One of the most compelling chapters describes how one night, returning from a local bistro, he discovers a Great Horned Owl dead alongside the road. He puts the night hunter in the trunk of his car, and keeps it on ice until he finds time to study the bird.

He survives the winter holidays and then visits family in New York. He talks to his sister and his mother, he spends time with the sister’s children and, when he leaves, instead of flying back to Iowa immediately, he returns to the places he lived during his childhood, and visits many of the more sophisticated places where he and his former lover spent their time.

Confronted by wintry isolation, he determines to open up and invite people to the schoolhouse come spring. He becomes friends with a writer known for his love of the outdoors. He meets a dancer named Beth, and begins a relationship with her. And he completes his degree requirements, knowing that come late summer, the farm will be sold to the State’s Department of Natural Resources.

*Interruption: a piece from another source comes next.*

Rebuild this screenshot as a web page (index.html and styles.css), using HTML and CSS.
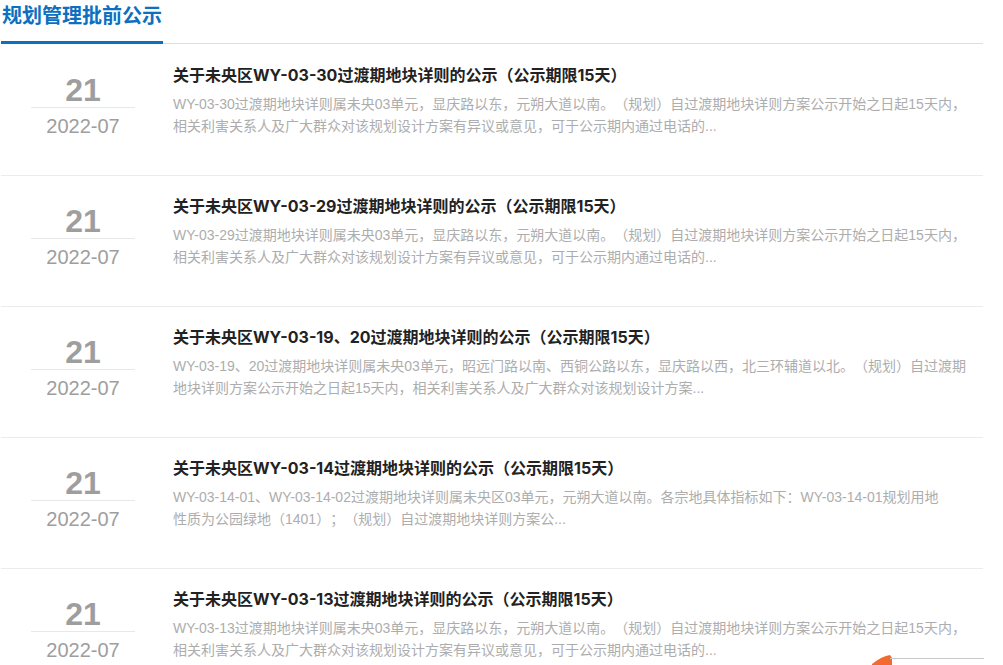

This is where I come in. I was one of the friends to visit him at his schoolhouse. I have been back since — the insides of the schoolhouse have been made into a natural museum of Iowa’s natural beauty: nests, branches, feathers and so many artifacts I can’t mention them all.

Nieson’s relationship with Beth develops, and she challenges him to come out of his shell. Still, he must find some kind of closure, and that comes in Venice, where Alessandro has returned to die.

The intensity of focus on the land and its people are documented in journals that provide the source material for Nieson’s book. He wants to live completely on the land, as part of the land, but that doesn’t allow him to escape the past. It lives in his head and on the pages of his journals, serving as a counterpoint to the celebration of nature that makes this book so compelling. Without that tension, the work could be serialized in National Geographic.

During the last 22 years, Nieson and I have remained friends, and when he returns each year to teach at the Iowa’s Summer Writing Program, we spend time together, filling in the other on how our lives have gone so far.

Nieson dedicates Schoolhouse to one of his writing professors, James Alan McPherson, who died this past summer. I became close to McPherson over the last two decades, and Nieson and I would visit him at his home on Rundell Street.

When Nieson realized Schoolhouse would be published, he came with me to see McPherson, and had the opportunity to read to him the passage where they visited at the schoolhouse, and McPherson encouraged him to turn his experiences into writing. I felt honored to be there, with two men whose friendship I hold dear.